[begin Provided material]

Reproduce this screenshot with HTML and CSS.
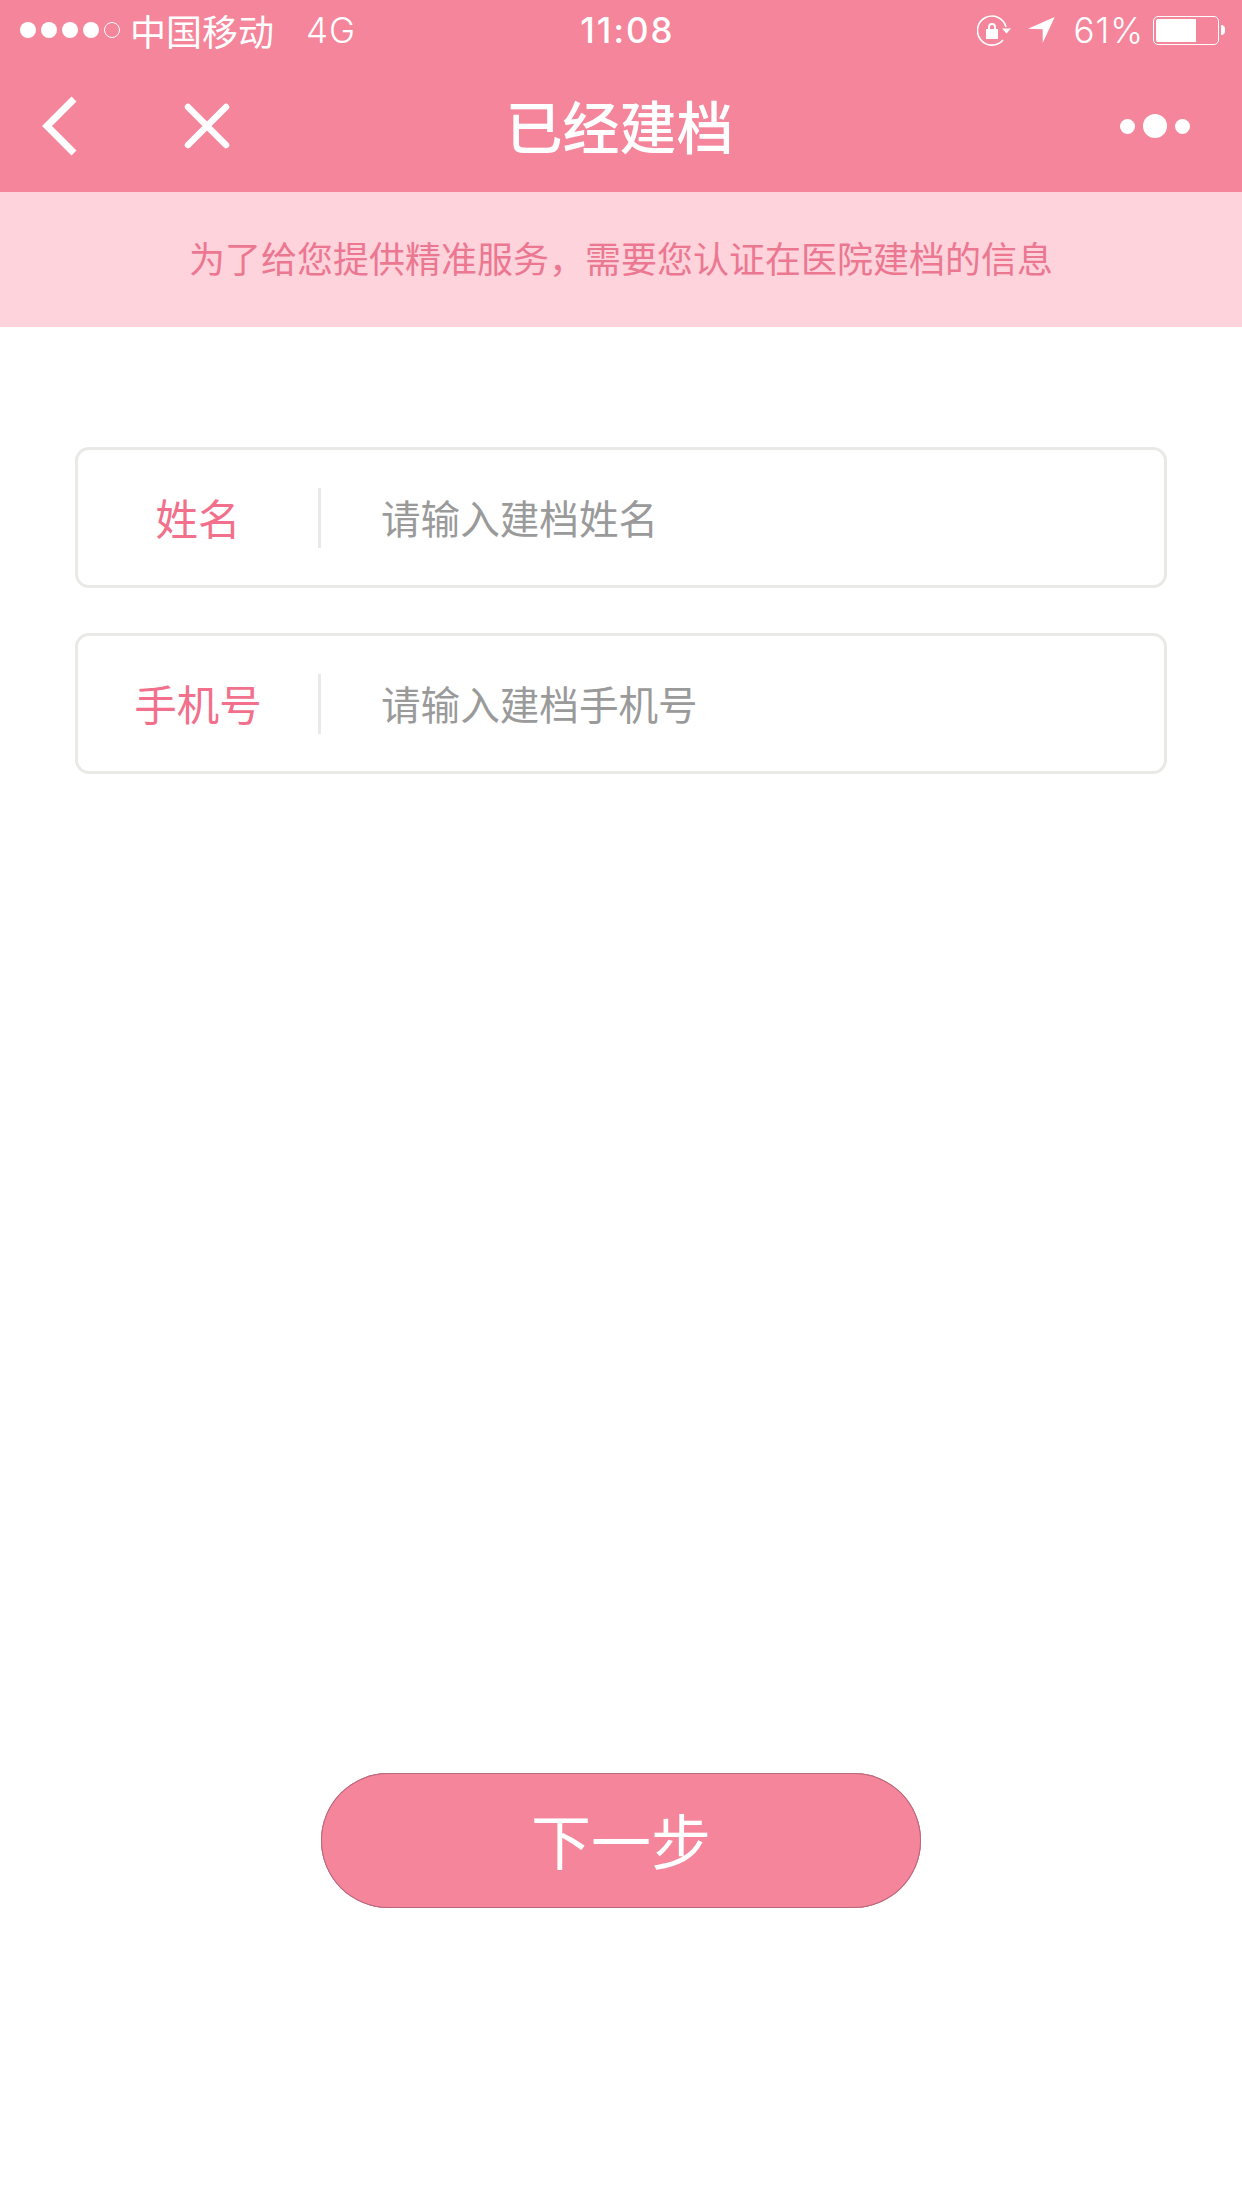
FILE: index.html
```html
<!DOCTYPE html>
<html lang="zh-CN">
<head>
<meta charset="utf-8">
<title>已经建档</title>
<link rel="stylesheet" href="styles.css">
</head>
<body>
<div class="page">
  <header class="top">
    <div class="status">
      <div class="status-left">
        <span class="signal"><i class="dot"></i><i class="dot"></i><i class="dot"></i><i class="dot"></i><i class="dot off"></i></span>
        <span class="carrier">中国移动</span>
        <span class="net">4G</span>
      </div>
      <div class="time">11:08</div>
      <div class="status-right">
        <svg class="ico-lock" width="35" height="31" viewBox="0 0 35 31">
          <path d="M26 25A14.500 14.500 0 1 1 29 12" fill="none" stroke="#fff" stroke-width="1.600"/>
          <path d="M25 13.500h9l-4.500 5z" fill="#fff"/>
          <path d="M11 14v-2a4 4 0 0 1 8 0v2h2v10H9V14zM13 14h4v-2a2 2 0 0 0-4 0z" fill="#fff" fill-rule="evenodd"/>
        </svg>
        <svg class="ico-loc" width="27" height="26" viewBox="0 0 27 26"><path d="M26.700 0L0 11.700l14.700.6V26z" fill="#fff"/></svg>
        <span class="pct">61%</span>
        <span class="battery"><span class="battery-fill"></span></span>
        <span class="nub"></span>
      </div>
    </div>
    <nav class="nav">
      <div class="nav-left">
        <svg class="ico-back" width="36" height="60" viewBox="0 0 36 60"><path d="M33 3L6 30l27 27" fill="none" stroke="#fff" stroke-width="7"/></svg>
        <svg class="ico-close" width="46" height="46" viewBox="0 0 46 46"><path d="M4 4l38 38M42 4L4 42" fill="none" stroke="#fff" stroke-width="6.500" stroke-linecap="round"/></svg>
      </div>
      <h1 class="title">已经建档</h1>
      <div class="nav-right">
        <i class="more small"></i><i class="more big"></i><i class="more small"></i>
      </div>
    </nav>
  </header>
  <p class="notice">为了给您提供精准服务，需要您认证在医院建档的信息</p>
  <main class="content">
    <form class="form">
      <label class="field">
        <span class="field-label">姓名</span>
        <span class="field-input">请输入建档姓名</span>
      </label>
      <label class="field">
        <span class="field-label">手机号</span>
        <span class="field-input">请输入建档手机号</span>
      </label>
    </form>
    <button class="next" type="button">下一步</button>
  </main>
</div>
</body>
</html>
```
FILE: styles.css
```css
* { box-sizing: border-box; }
html, body { margin: 0; padding: 0; background: #fff; }
body { font-family: "Noto Sans CJK SC", "Inter", sans-serif; }
.page { width: 1242px; height: 2208px; display: flex; flex-direction: column; overflow: hidden; }

.top { background: #f5859a; color: #fff; height: 192px; }
.status { height: 60px; display: grid; grid-template-columns: 1fr auto 1fr; align-items: center; padding: 0 17px 0 20px; }
.status-left, .status-right { display: flex; align-items: center; }
.status-right { justify-content: flex-end; }
.signal { display: flex; gap: 5px; }
.dot { width: 16px; height: 16px; border-radius: 50%; background: #fff; }
.dot.off { background: none; border: 1px solid #fff; }
.carrier { font-size: 36px; font-weight: 400; line-height: 60px; margin-left: 10px; }
.net { font-family: "Inter", sans-serif; font-size: 35px; font-weight: 300; letter-spacing: 1px; margin-left: 32px; }
.time { font-family: "Inter", sans-serif; font-size: 35px; font-weight: 500; letter-spacing: 2px; margin-left: 10px; }
.pct { font-family: "Inter", sans-serif; font-size: 35px; font-weight: 300; letter-spacing: 1px; margin-left: 18px; }
.ico-lock { margin-right: 16px; }
.battery { width: 66px; height: 29px; border: 1.500px solid #fff; border-radius: 5px; margin-left: 9px; padding: 2px; display: flex; }
.battery-fill { width: 40px; background: #fff; border-radius: 2px 0 0 2px; }
.nub { width: 4px; height: 10px; background: #fff; border-radius: 0 4px 4px 0; margin-left: 2px; }

.nav { height: 132px; display: grid; grid-template-columns: 1fr auto 1fr; align-items: center; padding: 0 52px 0 41px; }
.nav-left { display: flex; align-items: center; gap: 107px; }
.nav-right { display: flex; align-items: center; justify-content: flex-end; gap: 8px; }
.title { margin: -4px 0 0 8px; font-size: 57px; font-weight: 500; line-height: 1; }
.more { border-radius: 50%; background: #fff; display: block; }
.more.small { width: 15px; height: 15px; }
.more.big { width: 24px; height: 24px; }

.notice { margin: 0; height: 135px; background: #fed3dc; color: #ec7790; font-size: 36px; font-weight: 400; line-height: 131px; text-align: center; }

.content { flex: 1; display: flex; flex-direction: column; align-items: center; padding-top: 120px; }
.form { display: flex; flex-direction: column; gap: 45px; }
.field { width: 1092px; height: 141px; border: 3px solid #e9e9e5; border-radius: 14px; display: flex; align-items: center; }
.field-label { width: 243px; height: 60px; border-right: 3px solid #e9e9e5; color: #f2708c; font-size: 42.500px; font-weight: 400; line-height: 57px; text-align: center; flex: none; }
.field-input { margin-left: 60px; padding-bottom: 3px; color: #9a9a9a; font-size: 39.600px; font-weight: 400; }

.next { margin-top: 999px; width: 600px; height: 135px; border: none; border-radius: 67.500px; background: #f5859a; color: #fff; font-family: inherit; font-size: 60px; font-weight: 400; padding: 0 0 4px; box-shadow: inset 0 1px 0 #b8687c, inset 0 -1px 0 #b8687c, inset 1px 0 0 #b8687c, inset -1px 0 0 #b8687c; }
```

[end Provided material]

▸ **The exercise**
Repeat the data exactly, dropping every picture it holds.

▸ **Solution**
Reproduce this screenshot with HTML and CSS.
FILE: index.html
```html
<!DOCTYPE html>
<html lang="zh-CN">
<head>
<meta charset="utf-8">
<title>已经建档</title>
<link rel="stylesheet" href="styles.css">
</head>
<body>
<div class="page">
  <header class="top">
    <div class="status">
      <div class="status-left">
        <span class="signal"><i class="dot"></i><i class="dot"></i><i class="dot"></i><i class="dot"></i><i class="dot off"></i></span>
        <span class="carrier">中国移动</span>
        <span class="net">4G</span>
      </div>
      <div class="time">11:08</div>
      <div class="status-right">
        <svg class="ico-lock" width="35" height="31" viewBox="0 0 35 31">
          <path d="M26 25A14.500 14.500 0 1 1 29 12" fill="none" stroke="#fff" stroke-width="1.600"/>
          <path d="M25 13.500h9l-4.500 5z" fill="#fff"/>
          <path d="M11 14v-2a4 4 0 0 1 8 0v2h2v10H9V14zM13 14h4v-2a2 2 0 0 0-4 0z" fill="#fff" fill-rule="evenodd"/>
        </svg>
        <svg class="ico-loc" width="27" height="26" viewBox="0 0 27 26"><path d="M26.700 0L0 11.700l14.700.6V26z" fill="#fff"/></svg>
        <span class="pct">61%</span>
        <span class="battery"><span class="battery-fill"></span></span>
        <span class="nub"></span>
      </div>
    </div>
    <nav class="nav">
      <div class="nav-left">
        <svg class="ico-back" width="36" height="60" viewBox="0 0 36 60"><path d="M33 3L6 30l27 27" fill="none" stroke="#fff" stroke-width="7"/></svg>
        <svg class="ico-close" width="46" height="46" viewBox="0 0 46 46"><path d="M4 4l38 38M42 4L4 42" fill="none" stroke="#fff" stroke-width="6.500" stroke-linecap="round"/></svg>
      </div>
      <h1 class="title">已经建档</h1>
      <div class="nav-right">
        <i class="more small"></i><i class="more big"></i><i class="more small"></i>
      </div>
    </nav>
  </header>
  <p class="notice">为了给您提供精准服务，需要您认证在医院建档的信息</p>
  <main class="content">
    <form class="form">
      <label class="field">
        <span class="field-label">姓名</span>
        <span class="field-input">请输入建档姓名</span>
      </label>
      <label class="field">
        <span class="field-label">手机号</span>
        <span class="field-input">请输入建档手机号</span>
      </label>
    </form>
    <button class="next" type="button">下一步</button>
  </main>
</div>
</body>
</html>
```
FILE: styles.css
```css
* { box-sizing: border-box; }
html, body { margin: 0; padding: 0; background: #fff; }
body { font-family: "Noto Sans CJK SC", "Inter", sans-serif; }
.page { width: 1242px; height: 2208px; display: flex; flex-direction: column; overflow: hidden; }

.top { background: #f5859a; color: #fff; height: 192px; }
.status { height: 60px; display: grid; grid-template-columns: 1fr auto 1fr; align-items: center; padding: 0 17px 0 20px; }
.status-left, .status-right { display: flex; align-items: center; }
.status-right { justify-content: flex-end; }
.signal { display: flex; gap: 5px; }
.dot { width: 16px; height: 16px; border-radius: 50%; background: #fff; }
.dot.off { background: none; border: 1px solid #fff; }
.carrier { font-size: 36px; font-weight: 400; line-height: 60px; margin-left: 10px; }
.net { font-family: "Inter", sans-serif; font-size: 35px; font-weight: 300; letter-spacing: 1px; margin-left: 32px; }
.time { font-family: "Inter", sans-serif; font-size: 35px; font-weight: 500; letter-spacing: 2px; margin-left: 10px; }
.pct { font-family: "Inter", sans-serif; font-size: 35px; font-weight: 300; letter-spacing: 1px; margin-left: 18px; }
.ico-lock { margin-right: 16px; }
.battery { width: 66px; height: 29px; border: 1.500px solid #fff; border-radius: 5px; margin-left: 9px; padding: 2px; display: flex; }
.battery-fill { width: 40px; background: #fff; border-radius: 2px 0 0 2px; }
.nub { width: 4px; height: 10px; background: #fff; border-radius: 0 4px 4px 0; margin-left: 2px; }

.nav { height: 132px; display: grid; grid-template-columns: 1fr auto 1fr; align-items: center; padding: 0 52px 0 41px; }
.nav-left { display: flex; align-items: center; gap: 107px; }
.nav-right { display: flex; align-items: center; justify-content: flex-end; gap: 8px; }
.title { margin: -4px 0 0 8px; font-size: 57px; font-weight: 500; line-height: 1; }
.more { border-radius: 50%; background: #fff; display: block; }
.more.small { width: 15px; height: 15px; }
.more.big { width: 24px; height: 24px; }

.notice { margin: 0; height: 135px; background: #fed3dc; color: #ec7790; font-size: 36px; font-weight: 400; line-height: 131px; text-align: center; }

.content { flex: 1; display: flex; flex-direction: column; align-items: center; padding-top: 120px; }
.form { display: flex; flex-direction: column; gap: 45px; }
.field { width: 1092px; height: 141px; border: 3px solid #e9e9e5; border-radius: 14px; display: flex; align-items: center; }
.field-label { width: 243px; height: 60px; border-right: 3px solid #e9e9e5; color: #f2708c; font-size: 42.500px; font-weight: 400; line-height: 57px; text-align: center; flex: none; }
.field-input { margin-left: 60px; padding-bottom: 3px; color: #9a9a9a; font-size: 39.600px; font-weight: 400; }

.next { margin-top: 999px; width: 600px; height: 135px; border: none; border-radius: 67.500px; background: #f5859a; color: #fff; font-family: inherit; font-size: 60px; font-weight: 400; padding: 0 0 4px; box-shadow: inset 0 1px 0 #b8687c, inset 0 -1px 0 #b8687c, inset 1px 0 0 #b8687c, inset -1px 0 0 #b8687c; }
```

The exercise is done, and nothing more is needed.